Recomendações de leitura:

COPI [Raul Damonte Botana]. Eva Perón / Loretta Strong / A geladeira. Rio de Janeiro: 7Letras, 2007.

_____. O uruguaio. Rio de Janeiro: Rocco, 2015.

FREUD, Sigmund. “Associações de uma criança de quatro anos de idade”; “Duas mentiras contadas por crianças”; “Lembranças de infância e lembranças encobridoras [4º capítulo de “Psicopatologia da vida cotidiana”]”; “Três ensaios sobre a teoria da sexualidade”; “Romances familiares”. In: _____. Edição standard das obras completas de Sigmund Freud. Rio de Janeiro: Imago, 1996.

 

Renan Ji: Doutor em Literatura Comparada pela Universidade Federal Fluminense. Colaborador regular da Revista Questão de Crítica e membro das comissões julgadoras dos Prêmios Questão de Crítica e Yan Michalski.

 

Notas:

[1] Além das montagens cariocas, o Coletivo Angu de Teatro, de Pernambuco, mantém projeto de encenar O homossexual…, com consultoria de dramaturgia e texto traduzido de Renata Pimentel, pesquisadora pioneira da obra de Copi no Brasil. No campo da ficção, a editora Rocco lançou recentemente O uruguaio, volume que reúne duas novelas de Copi – “O uruguaio” e “Um estrangeiro argentino” – com tradução de Carlito Azevedo. Já na dramaturgia, a editora 7Letras publicou em 2007 três textos teatrais de Copi, Eva Perón, Loretta Strong e A geladeira, traduzidos respectivamente por Giovanna Soar, Ângela Leite Lopes e Maria Clara Ferrer.
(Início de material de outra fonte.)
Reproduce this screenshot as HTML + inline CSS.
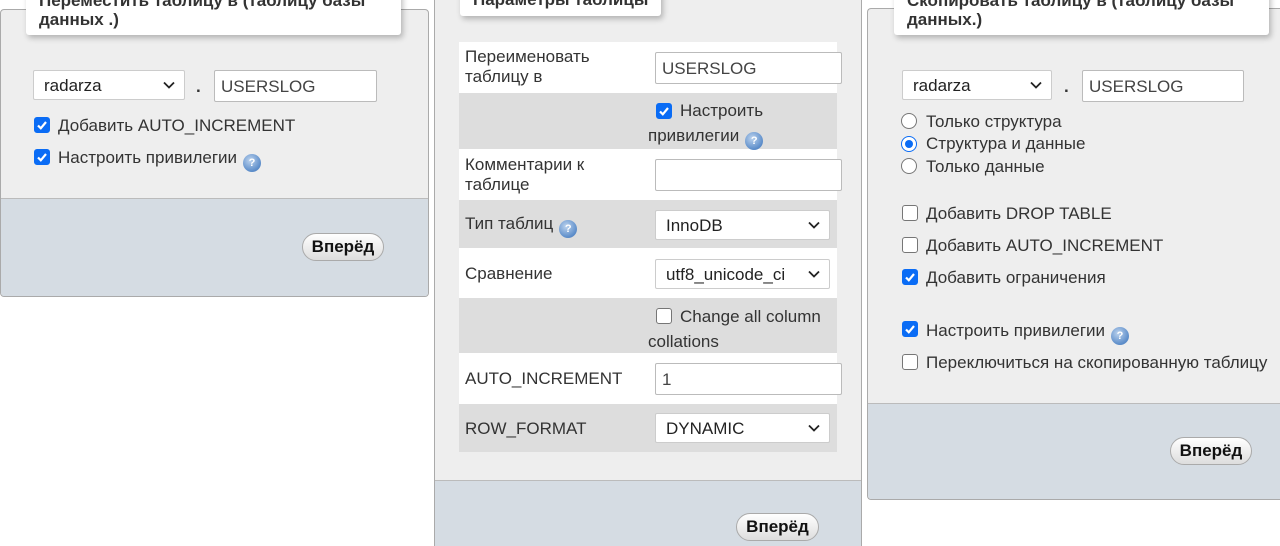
<!DOCTYPE html>
<html><head><meta charset="utf-8"><style>
*{box-sizing:border-box;margin:0;padding:0}
html,body{width:1280px;height:546px;overflow:hidden}
body{background:#fff;font-family:"Liberation Sans",Arial,sans-serif;font-size:17px;color:#333;position:relative}
.panel{position:absolute;background:#eee;border:1px solid #aaa;border-radius:4px;overflow:hidden}
.foot{position:absolute;left:0;right:0;bottom:0;background:#d5dce3;border-top:1px solid #bbb}
.leg{position:absolute;background:#fff;box-shadow:2px 3px 6px rgba(0,0,0,.25);border-radius:0 0 3px 3px;font-weight:bold;font-size:17px;line-height:19px;color:#333;padding-left:13px;white-space:nowrap;overflow:hidden}
.sel{position:absolute;background:#fff;border:1px solid #ccc;border-radius:2px;height:30px;line-height:29px;padding-left:10px;color:#222;font-size:17px}
.sel svg{position:absolute;right:9px;top:10px}
.inp{position:absolute;background:#fff;border:1px solid #bbb;border-radius:2px;height:32px;line-height:31px;padding-left:6px;color:#444;font-size:17px}
.cb{position:absolute;width:16px;height:16px;border:1.5px solid #767676;border-radius:3px;background:#fff}
.cb.on{background:#0a6cf5;border-color:#0a6cf5}
.cb.on svg{position:absolute;left:1px;top:1px}
.rad{position:absolute;width:16px;height:16px;border:1.5px solid #767676;border-radius:50%;background:#fff}
.rad.on{border:1.5px solid #0a6cf5}
.rad.on:after{content:"";position:absolute;left:2.5px;top:2.5px;width:8px;height:8px;border-radius:50%;background:#0a6cf5}
.t{position:absolute;white-space:nowrap;line-height:20px;font-size:17px}
.help{display:inline-block;width:18px;height:18px;border-radius:50%;background:radial-gradient(circle at 40% 35%,#bcd3ee,#5b8cc9 70%,#4a78b2);vertical-align:-3px;color:#fff;font-size:11px;font-weight:bold;text-align:center;line-height:18px;margin-left:6px}
.btn{position:absolute;height:28px;border:1px solid #aaa;border-radius:14px;background:linear-gradient(#fff,#ddd);font-weight:bold;font-size:17px;line-height:26px;text-align:center;color:#111}
.row{position:absolute;left:459px;width:378px}
.g{background:#ddd}.w{background:#fff}
</style></head><body>

<!-- LEFT -->
<div class="panel" style="left:0;top:9px;width:429px;height:288px">
  <div class="foot" style="height:98px"></div>
</div>
<div class="leg" style="left:26px;top:-10px;width:375px;height:45px;padding-top:1px">Переместить таблицу в (таблицу базы<br>данных .)</div>
<div class="sel" style="left:33px;top:70px;width:152px">radarza<svg width="12" height="8" viewBox="0 0 12 8"><path d="M1 1.5l5 5 5-5" fill="none" stroke="#222" stroke-width="1.8"/></svg></div>
<div class="t" style="left:196px;top:77px;font-weight:bold">.</div>
<div class="inp" style="left:214px;top:70px;width:163px">USERSLOG</div>
<div class="cb on" style="left:34px;top:117px"><svg width="12" height="12" viewBox="0 0 12 12"><path d="M2 6.5l2.8 2.8L10 3" fill="none" stroke="#fff" stroke-width="2.2"/></svg></div>
<div class="t" style="left:58px;top:116px">Добавить AUTO_INCREMENT</div>
<div class="cb on" style="left:34px;top:149px"><svg width="12" height="12" viewBox="0 0 12 12"><path d="M2 6.5l2.8 2.8L10 3" fill="none" stroke="#fff" stroke-width="2.2"/></svg></div>
<div class="t" style="left:58px;top:148px">Настроить привилегии<span class="help">?</span></div>
<div class="btn" style="left:302px;top:233px;width:82px">Вперёд</div>

<!-- MIDDLE -->
<div class="panel" style="left:434px;top:-4px;width:428px;height:550px;border-bottom:none;border-radius:4px 4px 0 0">
  <div class="foot" style="top:483px"></div>
</div>
<div class="leg" style="left:460px;top:-10px;width:201px;height:26px">Параметры таблицы</div>
<div class="row w" style="top:42px;height:51px"></div>
<div class="row g" style="top:93px;height:56px"></div>
<div class="row w" style="top:149px;height:51px"></div>
<div class="row g" style="top:200px;height:48px"></div>
<div class="row w" style="top:248px;height:50px"></div>
<div class="row g" style="top:298px;height:55px"></div>
<div class="row w" style="top:353px;height:51px"></div>
<div class="row g" style="top:404px;height:48px"></div>

<div class="t" style="left:465px;top:47px">Переименовать<br>таблицу в</div>
<div class="inp" style="left:655px;top:52px;width:187px">USERSLOG</div>
<div class="cb on" style="left:656px;top:103px"><svg width="12" height="12" viewBox="0 0 12 12"><path d="M2 6.5l2.8 2.8L10 3" fill="none" stroke="#fff" stroke-width="2.2"/></svg></div>
<div class="t" style="left:680px;top:101px">Настроить</div>
<div class="t" style="left:648px;top:126px">привилегии<span class="help">?</span></div>
<div class="t" style="left:465px;top:155px">Комментарии к<br>таблице</div>
<div class="inp" style="left:655px;top:159px;width:187px"></div>
<div class="t" style="left:465px;top:214px">Тип таблиц<span class="help">?</span></div>
<div class="sel" style="left:655px;top:210px;width:175px">InnoDB<svg width="12" height="8" viewBox="0 0 12 8"><path d="M1 1.5l5 5 5-5" fill="none" stroke="#222" stroke-width="1.8"/></svg></div>
<div class="t" style="left:465px;top:264px">Сравнение</div>
<div class="sel" style="left:655px;top:259px;width:175px">utf8_unicode_ci<svg width="12" height="8" viewBox="0 0 12 8"><path d="M1 1.5l5 5 5-5" fill="none" stroke="#222" stroke-width="1.8"/></svg></div>
<div class="cb" style="left:656px;top:308px"></div>
<div class="t" style="left:680px;top:307px">Change all column</div>
<div class="t" style="left:648px;top:332px">collations</div>
<div class="t" style="left:465px;top:369px">AUTO_INCREMENT</div>
<div class="inp" style="left:655px;top:363px;width:187px">1</div>
<div class="t" style="left:465px;top:419px">ROW_FORMAT</div>
<div class="sel" style="left:655px;top:413px;width:175px">DYNAMIC<svg width="12" height="8" viewBox="0 0 12 8"><path d="M1 1.5l5 5 5-5" fill="none" stroke="#222" stroke-width="1.8"/></svg></div>
<div class="btn" style="left:736px;top:513px;width:83px">Вперёд</div>

<!-- RIGHT -->
<div class="panel" style="left:867px;top:8px;width:413px;height:492px;border-right:none;border-radius:4px 0 0 4px">
  <div class="foot" style="height:96px"></div>
</div>
<div class="leg" style="left:894px;top:-10px;width:375px;height:45px;padding-top:1px">Скопировать таблицу в (таблицу базы<br>данных.)</div>
<div class="sel" style="left:902px;top:70px;width:150px">radarza<svg width="12" height="8" viewBox="0 0 12 8"><path d="M1 1.5l5 5 5-5" fill="none" stroke="#222" stroke-width="1.8"/></svg></div>
<div class="t" style="left:1064px;top:77px;font-weight:bold">.</div>
<div class="inp" style="left:1082px;top:70px;width:162px">USERSLOG</div>
<div class="rad" style="left:901px;top:113px"></div>
<div class="t" style="left:926px;top:112px">Только структура</div>
<div class="rad on" style="left:901px;top:136px"></div>
<div class="t" style="left:926px;top:134px">Структура и данные</div>
<div class="rad" style="left:901px;top:158px"></div>
<div class="t" style="left:926px;top:157px">Только данные</div>
<div class="cb" style="left:902px;top:205px"></div>
<div class="t" style="left:926px;top:204px">Добавить DROP TABLE</div>
<div class="cb" style="left:902px;top:237px"></div>
<div class="t" style="left:926px;top:236px">Добавить AUTO_INCREMENT</div>
<div class="cb on" style="left:902px;top:269px"><svg width="12" height="12" viewBox="0 0 12 12"><path d="M2 6.5l2.8 2.8L10 3" fill="none" stroke="#fff" stroke-width="2.2"/></svg></div>
<div class="t" style="left:926px;top:268px">Добавить ограничения</div>
<div class="cb on" style="left:902px;top:321px"><svg width="12" height="12" viewBox="0 0 12 12"><path d="M2 6.5l2.8 2.8L10 3" fill="none" stroke="#fff" stroke-width="2.2"/></svg></div>
<div class="t" style="left:926px;top:321px">Настроить привилегии<span class="help">?</span></div>
<div class="cb" style="left:902px;top:354px"></div>
<div class="t" style="left:926px;top:353px">Переключиться на скопированную таблицу</div>
<div class="btn" style="left:1170px;top:437px;width:82px">Вперёд</div>

</body></html>
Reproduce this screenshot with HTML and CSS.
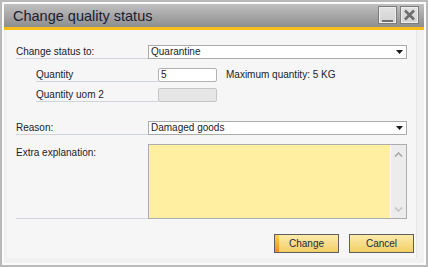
FILE: index.html
```html
<!DOCTYPE html>
<html>
<head>
<meta charset="utf-8">
<link rel="stylesheet" href="styles.css">
</head>
<body>
<div class="window">
  <div class="titlebar">
    <span class="title">Change quality status</span>
    <div class="winbtns">
      <span class="wbtn"><svg width="17" height="16" viewBox="0 0 17 16"><rect x="3" y="13" width="11" height="2" fill="#6e6e6e"/></svg></span>
      <span class="wbtn"><svg width="17" height="16" viewBox="0 0 17 16"><path d="M4 3.5 L13 12.5 M13 3.5 L4 12.5" stroke="#6e6e6e" stroke-width="2.6" fill="none"/></svg></span>
    </div>
  </div>
  <div class="stripe"></div>
  <div class="frame">
    <div class="panel">
      <div class="row">
        <div class="lbl wide">Change status to:</div>
        <div class="select"><span>Quarantine</span><svg class="arrow" width="7" height="4" viewBox="0 0 7 4"><polygon points="0,0 7,0 3.5,4" fill="#1a1a1a"/></svg></div>
      </div>
      <div class="row sub r2">
        <div class="lbl narrow">Quantity</div>
        <div class="input">5</div>
        <div class="note">Maximum quantity: 5 KG</div>
      </div>
      <div class="row sub r3">
        <div class="lbl narrow">Quantity uom 2</div>
        <div class="input disabled"></div>
      </div>
      <div class="row r4">
        <div class="lbl wide">Reason:</div>
        <div class="select"><span>Damaged goods</span><svg class="arrow" width="7" height="4" viewBox="0 0 7 4"><polygon points="0,0 7,0 3.5,4" fill="#1a1a1a"/></svg></div>
      </div>
      <div class="row r5">
        <div class="lbl wide tall">Extra explanation:</div>
        <div class="textarea">
          <div class="text-area-fill"></div>
          <div class="scrollbar">
            <svg width="9" height="5" viewBox="0 0 9 5"><polyline points="1,4.5 4.5,1 8,4.5" fill="none" stroke="#a6a6a6" stroke-width="1.6"/></svg>
            <svg width="9" height="5" viewBox="0 0 9 5"><polyline points="1,0.5 4.5,4 8,0.5" fill="none" stroke="#c4c4c4" stroke-width="1.6"/></svg>
          </div>
        </div>
      </div>
      <div class="buttons">
        <div class="btn primary"><span class="mark"></span><span class="btext">Change</span></div>
        <div class="btn"><span class="btext">Cancel</span></div>
      </div>
    </div>
  </div>
</div>
</body>
</html>
```
FILE: styles.css
```css
html, body {
  margin: 0;
  padding: 0;
  background: #ffffff;
}
body {
  font-family: "Liberation Sans", Arial, sans-serif;
  font-size: 10px;
  color: #20222e;
}
.window {
  box-sizing: border-box;
  width: 428px;
  height: 267px;
  border: 2px solid #b9b9b9;
  padding: 2px;
  background: #fbfbfb;
  display: flex;
  flex-direction: column;
}
.titlebar {
  box-sizing: border-box;
  height: 23px;
  flex: none;
  display: flex;
  align-items: flex-start;
  background: linear-gradient(#c0c0c0, #8e8e8e);
  padding: 0 5px 0 9px;
}
.title {
  font-size: 14.5px;
  line-height: 23px;
  padding-top: 1px;
  color: #1c1c34;
}
.winbtns {
  margin-left: auto;
  margin-top: 2px;
  display: flex;
  gap: 3px;
}
.wbtn {
  box-sizing: border-box;
  width: 19px;
  height: 18px;
  border: 1px solid #7c7c7c;
  background: linear-gradient(#e2e2e2, #d2d2d2);
  box-shadow: inset 0 0 0 1px #ededed;
  display: block;
}
.wbtn svg { display: block; }
.stripe {
  height: 3px;
  flex: none;
  background: #f8bd1a;
}
.frame {
  flex: 1;
  background: #f1f1f1;
  padding: 0 7px 5px 3px;
  display: flex;
}
.panel {
  flex: 1;
  background: #f6f6f6;
  padding: 15px 0 0 9px;
  display: flex;
  flex-direction: column;
  border-right: 1px solid #e6e6e6;
}
.row {
  display: flex;
  align-items: flex-start;
  height: 14px;
  line-height: 14px;
}
.sub { padding-left: 20px; }
.r2 { margin-top: 9px; }
.r3 { margin-top: 6px; }
.r4 { margin-top: 19px; }
.r5 { margin-top: 9px; height: 75px; }
.lbl {
  box-sizing: border-box;
  height: 14px;
  border-bottom: 1px solid #d0d4dc;
  white-space: nowrap;
  line-height: 14px;
}
.wide { width: 132px; }
.narrow { width: 122px; }
.tall { height: 75px; padding-top: 2px; }
.select {
  box-sizing: border-box;
  width: 259px;
  height: 14px;
  border: 1px solid #ababab;
  background: #ffffff;
  display: flex;
  align-items: center;
  justify-content: space-between;
  padding: 0 2px 0 2px;
  line-height: 12px;
}
.arrow { display: block; margin-right: 1px; }
.input {
  box-sizing: border-box;
  width: 59px;
  height: 14px;
  border: 1px solid #b3b3b3;
  border-radius: 2px;
  background: #ffffff;
  padding-left: 2px;
  line-height: 12px;
}
.input.disabled {
  background: #e6e6e6;
  border-color: #c6c6c6;
}
.note {
  margin-left: 9px;
  line-height: 14px;
}
.textarea {
  box-sizing: border-box;
  width: 259px;
  height: 75px;
  border: 1px solid #acacac;
  display: flex;
}
.text-area-fill {
  flex: 1;
  background: #ffefa0;
}
.scrollbar {
  width: 16px;
  box-sizing: border-box;
  border-left: 1px solid #fafafa;
  background: #ececec;
  display: flex;
  flex-direction: column;
  align-items: center;
  justify-content: space-between;
  padding: 7px 0 6px 0;
}
.scrollbar svg { display: block; }
.buttons {
  margin-top: 15px;
  display: flex;
  justify-content: flex-end;
  gap: 10px;
  padding-right: 2px;
}
.btn {
  box-sizing: border-box;
  width: 65px;
  height: 19px;
  border: 1px solid #5e5e5e;
  background: linear-gradient(#fcebaa, #f2cf66);
  display: flex;
  align-items: stretch;
  position: relative;
}
.mark {
  width: 4px;
  flex: none;
  background: linear-gradient(#fbd347, #ee8f1b);
}
.btext {
  flex: 1;
  text-align: center;
  line-height: 17px;
  color: #1e2a36;
}
.primary .btext { padding-right: 4px; }
```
[2] As colocações de Sigmund Freud acerca desse conceito são tão esparsas em sua obra quanto os momentos em que tece colocações acerca da sexualidade infantil. Dentre vários os textos que tratam da questão, destaco alguns nas recomendações de leitura.

[3] Nessa mesma edição da Questão de crítica, o texto de Caio Riscado sobre O homossexual, ou a dificuldade de se expressar parece prolongar a minha conclusão, levando a leitura política do espetáculo a outras e interessantes direções.